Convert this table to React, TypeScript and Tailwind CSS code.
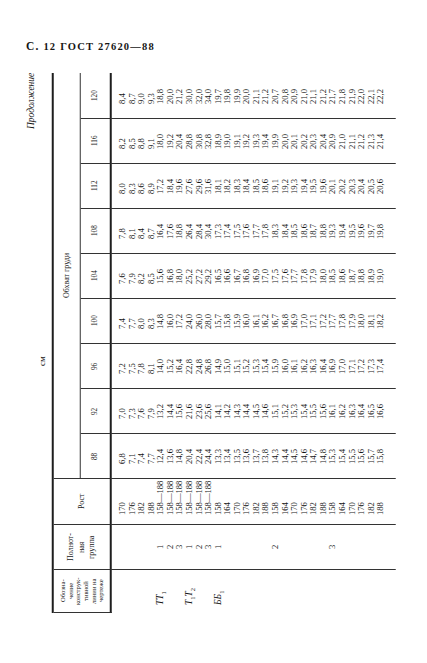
import type { ReactNode } from 'react';

const SIZES = ['88', '92', '96', '100', '104', '108', '112', '116', '120'];

// values per chest girth column, rows in printed order
const COLS: string[] = [
  '6,8 7,1 7,4 7,7 12,4 13,6 14,8 20,4 22,4 24,4 13,3 13,4 13,5 13,6 13,7 13,8 14,3 14,4 14,5 14,6 14,7 14,8 15,3 15,4 15,5 15,6 15,7 15,8',
  '7,0 7,3 7,6 7,9 13,2 14,4 15,6 21,6 23,6 25,6 14,1 14,2 14,3 14,4 14,5 14,6 15,1 15,2 15,3 15,4 15,5 15,6 16,1 16,2 16,3 16,4 16,5 16,6',
  '7,2 7,5 7,8 8,1 14,0 15,2 16,4 22,8 24,8 26,8 14,9 15,0 15,1 15,2 15,3 15,4 15,9 16,0 16,1 16,2 16,3 16,4 16,9 17,0 17,1 17,2 17,3 17,4',
  '7,4 7,7 8,0 8,3 14,8 16,0 17,2 24,0 26,0 28,0 15,7 15,8 15,9 16,0 16,1 16,2 16,7 16,8 16,9 17,0 17,1 17,2 17,7 17,8 17,9 18,0 18,1 18,2',
  '7,6 7,9 8,2 8,5 15,6 16,8 18,0 25,2 27,2 29,2 16,5 16,6 16,7 16,8 16,9 17,0 17,5 17,6 17,7 17,8 17,9 18,0 18,5 18,6 18,7 18,8 18,9 19,0',
  '7,8 8,1 8,4 8,7 16,4 17,6 18,8 26,4 28,4 30,4 17,3 17,4 17,5 17,6 17,7 17,8 18,3 18,4 18,5 18,6 18,7 18,8 19,3 19,4 19,5 19,6 19,7 19,8',
  '8,0 8,3 8,6 8,9 17,2 18,4 19,6 27,6 29,6 31,6 18,1 18,2 18,3 18,4 18,5 18,6 19,1 19,2 19,3 19,4 19,5 19,6 20,1 20,2 20,3 20,4 20,5 20,6',
  '8,2 8,5 8,8 9,1 18,0 19,2 20,4 28,8 30,8 32,8 18,9 19,0 19,1 19,2 19,3 19,4 19,9 20,0 20,1 20,2 20,3 20,4 20,9 21,0 21,1 21,2 21,3 21,4',
  '8,4 8,7 9,0 9,3 18,8 20,0 21,2 30,0 32,0 34,0 19,7 19,8 19,9 20,0 21,1 21,2 20,7 20,8 20,9 21,0 21,1 21,2 21,7 21,8 21,9 22,0 22,1 22,2',
];

const GROUP = ['158', '164', '170', '176', '182', '188'];
const ROST = [
  '170', '176', '182', '188',
  ...Array(6).fill('158—188'),
  ...GROUP, ...GROUP, ...GROUP,
];

const POLN: Record<number, string> = { 4: '1', 5: '2', 6: '3', 7: '1', 8: '2', 9: '3', 10: '1', 16: '2', 22: '3' };

function Sub({ children }: { children: ReactNode }) {
  return <span className="[vertical-align:sub] text-[6.5px] not-italic">{children}</span>;
}

const OBOZ: Record<number, ReactNode> = {
  4: <>ТТ<Sub>1</Sub></>,
  7: <>Т<Sub>1</Sub>Т<Sub>2</Sub></>,
  10: <>ББ<Sub>1</Sub></>,
};

const ROWS = Array.from({ length: 28 }, (_, i) => i);

function Line({ children }: { children?: ReactNode }) {
  return <div className="[block-size:9.57px] leading-[9.57px] whitespace-nowrap">{children ?? '\u00a0'}</div>;
}

// all borders are logical: block = original top/bottom, inline = original left/right
const dataCell = '[padding-block-start:6px] [padding-block-end:10px] text-[8.6px]';

export default function App() {
  return (
    <div className="min-h-screen bg-white text-[#161616] pl-[26px] pt-[40px] font-['Liberation_Serif',serif]">
      <div className="text-[10.5px] leading-[12px] font-bold tracking-[1.2px]">
        <span className="text-[11.5px]">С.</span> 12 ГОСТ 27620—88
      </div>

      <div className="mt-[20px] h-[540px] w-fit [writing-mode:vertical-rl] [text-orientation:sideways] rotate-180">
        <div className="text-end italic text-[9.5px] leading-[11px]">Продолжение</div>
        <div className="[padding-inline-start:247px] text-[9px] leading-[10px]">см</div>

        <div className="[margin-block-start:5px] grid grid-cols-[44px_45px_46px_repeat(9,45px)] grid-rows-[27px_31px_auto] [border-block-start:2px_solid_#1e1e1e]">
          <div className="row-span-2 flex items-center justify-center text-center text-[6.6px] leading-[7.6px] [border-inline-start:1px_solid_#333] [border-inline-end:1px_solid_#333] [border-block-end:2px_solid_#1e1e1e]">
            <div>
              Обозна-<br />чение<br />конструк-<br />тивной<br />линии на<br />чертеже
            </div>
          </div>
          <div className="row-span-2 flex items-center justify-center text-center text-[8px] leading-[10.5px] [border-inline-end:1px_solid_#333] [border-block-end:2px_solid_#1e1e1e]">
            <div>
              Полнот-<br />ная<br />группа
            </div>
          </div>
          <div className="row-span-2 flex items-center justify-center text-[8px] [border-inline-end:1px_solid_#333] [border-block-end:2px_solid_#1e1e1e]">
            Рост
          </div>
          <div className="col-span-9 flex items-center justify-center text-[8px] [border-block-end:1px_solid_#333]">
            Обхват груди
          </div>
          {SIZES.map((s, i) => (
            <div
              key={s}
              className={
                i < SIZES.length - 1
                  ? 'flex items-center justify-center text-[7.2px] [border-inline-end:1px_solid_#333] [border-block-end:2px_solid_#1e1e1e]'
                  : 'flex items-center justify-center text-[7.2px] [border-block-end:2px_solid_#1e1e1e]'
              }
            >
              {s}
            </div>
          ))}

          {/* data */}
          <div className={`${dataCell} italic text-[9.5px] [padding-inline-start:8px] [border-inline-end:1px_solid_#333]`}>
            {ROWS.map((r) => (
              <Line key={r}>{OBOZ[r]}</Line>
            ))}
          </div>
          <div className={`${dataCell} text-center [border-inline-end:1px_solid_#333]`}>
            {ROWS.map((r) => (
              <Line key={r}>{POLN[r]}</Line>
            ))}
          </div>
          <div className={`${dataCell} [padding-inline-start:9px] [border-inline-end:1px_solid_#333]`}>
            {ROST.map((v, r) => (
              <Line key={r}>{v}</Line>
            ))}
          </div>
          {COLS.map((col, i) => (
            <div
              key={i}
              className={
                i < COLS.length - 1
                  ? `${dataCell} [padding-inline-start:14px] [border-inline-end:1px_solid_#333]`
                  : `${dataCell} [padding-inline-start:14px]`
              }
            >
              {col.split(' ').map((v, r) => (
                <Line key={r}>{v}</Line>
              ))}
            </div>
          ))}
        </div>
      </div>
    </div>
  );
}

•••

Extract every line of the data exactly; pictures stay out.

Final result:
Convert this table to React, TypeScript and Tailwind CSS code.
import type { ReactNode } from 'react';

const SIZES = ['88', '92', '96', '100', '104', '108', '112', '116', '120'];

// values per chest girth column, rows in printed order
const COLS: string[] = [
  '6,8 7,1 7,4 7,7 12,4 13,6 14,8 20,4 22,4 24,4 13,3 13,4 13,5 13,6 13,7 13,8 14,3 14,4 14,5 14,6 14,7 14,8 15,3 15,4 15,5 15,6 15,7 15,8',
  '7,0 7,3 7,6 7,9 13,2 14,4 15,6 21,6 23,6 25,6 14,1 14,2 14,3 14,4 14,5 14,6 15,1 15,2 15,3 15,4 15,5 15,6 16,1 16,2 16,3 16,4 16,5 16,6',
  '7,2 7,5 7,8 8,1 14,0 15,2 16,4 22,8 24,8 26,8 14,9 15,0 15,1 15,2 15,3 15,4 15,9 16,0 16,1 16,2 16,3 16,4 16,9 17,0 17,1 17,2 17,3 17,4',
  '7,4 7,7 8,0 8,3 14,8 16,0 17,2 24,0 26,0 28,0 15,7 15,8 15,9 16,0 16,1 16,2 16,7 16,8 16,9 17,0 17,1 17,2 17,7 17,8 17,9 18,0 18,1 18,2',
  '7,6 7,9 8,2 8,5 15,6 16,8 18,0 25,2 27,2 29,2 16,5 16,6 16,7 16,8 16,9 17,0 17,5 17,6 17,7 17,8 17,9 18,0 18,5 18,6 18,7 18,8 18,9 19,0',
  '7,8 8,1 8,4 8,7 16,4 17,6 18,8 26,4 28,4 30,4 17,3 17,4 17,5 17,6 17,7 17,8 18,3 18,4 18,5 18,6 18,7 18,8 19,3 19,4 19,5 19,6 19,7 19,8',
  '8,0 8,3 8,6 8,9 17,2 18,4 19,6 27,6 29,6 31,6 18,1 18,2 18,3 18,4 18,5 18,6 19,1 19,2 19,3 19,4 19,5 19,6 20,1 20,2 20,3 20,4 20,5 20,6',
  '8,2 8,5 8,8 9,1 18,0 19,2 20,4 28,8 30,8 32,8 18,9 19,0 19,1 19,2 19,3 19,4 19,9 20,0 20,1 20,2 20,3 20,4 20,9 21,0 21,1 21,2 21,3 21,4',
  '8,4 8,7 9,0 9,3 18,8 20,0 21,2 30,0 32,0 34,0 19,7 19,8 19,9 20,0 21,1 21,2 20,7 20,8 20,9 21,0 21,1 21,2 21,7 21,8 21,9 22,0 22,1 22,2',
];

const GROUP = ['158', '164', '170', '176', '182', '188'];
const ROST = [
  '170', '176', '182', '188',
  ...Array(6).fill('158—188'),
  ...GROUP, ...GROUP, ...GROUP,
];

const POLN: Record<number, string> = { 4: '1', 5: '2', 6: '3', 7: '1', 8: '2', 9: '3', 10: '1', 16: '2', 22: '3' };

function Sub({ children }: { children: ReactNode }) {
  return <span className="[vertical-align:sub] text-[6.5px] not-italic">{children}</span>;
}

const OBOZ: Record<number, ReactNode> = {
  4: <>ТТ<Sub>1</Sub></>,
  7: <>Т<Sub>1</Sub>Т<Sub>2</Sub></>,
  10: <>ББ<Sub>1</Sub></>,
};

const ROWS = Array.from({ length: 28 }, (_, i) => i);

function Line({ children }: { children?: ReactNode }) {
  return <div className="[block-size:9.57px] leading-[9.57px] whitespace-nowrap">{children ?? '\u00a0'}</div>;
}

// all borders are logical: block = original top/bottom, inline = original left/right
const dataCell = '[padding-block-start:6px] [padding-block-end:10px] text-[8.6px]';

export default function App() {
  return (
    <div className="min-h-screen bg-white text-[#161616] pl-[26px] pt-[40px] font-['Liberation_Serif',serif]">
      <div className="text-[10.5px] leading-[12px] font-bold tracking-[1.2px]">
        <span className="text-[11.5px]">С.</span> 12 ГОСТ 27620—88
      </div>

      <div className="mt-[20px] h-[540px] w-fit [writing-mode:vertical-rl] [text-orientation:sideways] rotate-180">
        <div className="text-end italic text-[9.5px] leading-[11px]">Продолжение</div>
        <div className="[padding-inline-start:247px] text-[9px] leading-[10px]">см</div>

        <div className="[margin-block-start:5px] grid grid-cols-[44px_45px_46px_repeat(9,45px)] grid-rows-[27px_31px_auto] [border-block-start:2px_solid_#1e1e1e]">
          <div className="row-span-2 flex items-center justify-center text-center text-[6.6px] leading-[7.6px] [border-inline-start:1px_solid_#333] [border-inline-end:1px_solid_#333] [border-block-end:2px_solid_#1e1e1e]">
            <div>
              Обозна-<br />чение<br />конструк-<br />тивной<br />линии на<br />чертеже
            </div>
          </div>
          <div className="row-span-2 flex items-center justify-center text-center text-[8px] leading-[10.5px] [border-inline-end:1px_solid_#333] [border-block-end:2px_solid_#1e1e1e]">
            <div>
              Полнот-<br />ная<br />группа
            </div>
          </div>
          <div className="row-span-2 flex items-center justify-center text-[8px] [border-inline-end:1px_solid_#333] [border-block-end:2px_solid_#1e1e1e]">
            Рост
          </div>
          <div className="col-span-9 flex items-center justify-center text-[8px] [border-block-end:1px_solid_#333]">
            Обхват груди
          </div>
          {SIZES.map((s, i) => (
            <div
              key={s}
              className={
                i < SIZES.length - 1
                  ? 'flex items-center justify-center text-[7.2px] [border-inline-end:1px_solid_#333] [border-block-end:2px_solid_#1e1e1e]'
                  : 'flex items-center justify-center text-[7.2px] [border-block-end:2px_solid_#1e1e1e]'
              }
            >
              {s}
            </div>
          ))}

          {/* data */}
          <div className={`${dataCell} italic text-[9.5px] [padding-inline-start:8px] [border-inline-end:1px_solid_#333]`}>
            {ROWS.map((r) => (
              <Line key={r}>{OBOZ[r]}</Line>
            ))}
          </div>
          <div className={`${dataCell} text-center [border-inline-end:1px_solid_#333]`}>
            {ROWS.map((r) => (
              <Line key={r}>{POLN[r]}</Line>
            ))}
          </div>
          <div className={`${dataCell} [padding-inline-start:9px] [border-inline-end:1px_solid_#333]`}>
            {ROST.map((v, r) => (
              <Line key={r}>{v}</Line>
            ))}
          </div>
          {COLS.map((col, i) => (
            <div
              key={i}
              className={
                i < COLS.length - 1
                  ? `${dataCell} [padding-inline-start:14px] [border-inline-end:1px_solid_#333]`
                  : `${dataCell} [padding-inline-start:14px]`
              }
            >
              {col.split(' ').map((v, r) => (
                <Line key={r}>{v}</Line>
              ))}
            </div>
          ))}
        </div>
      </div>
    </div>
  );
}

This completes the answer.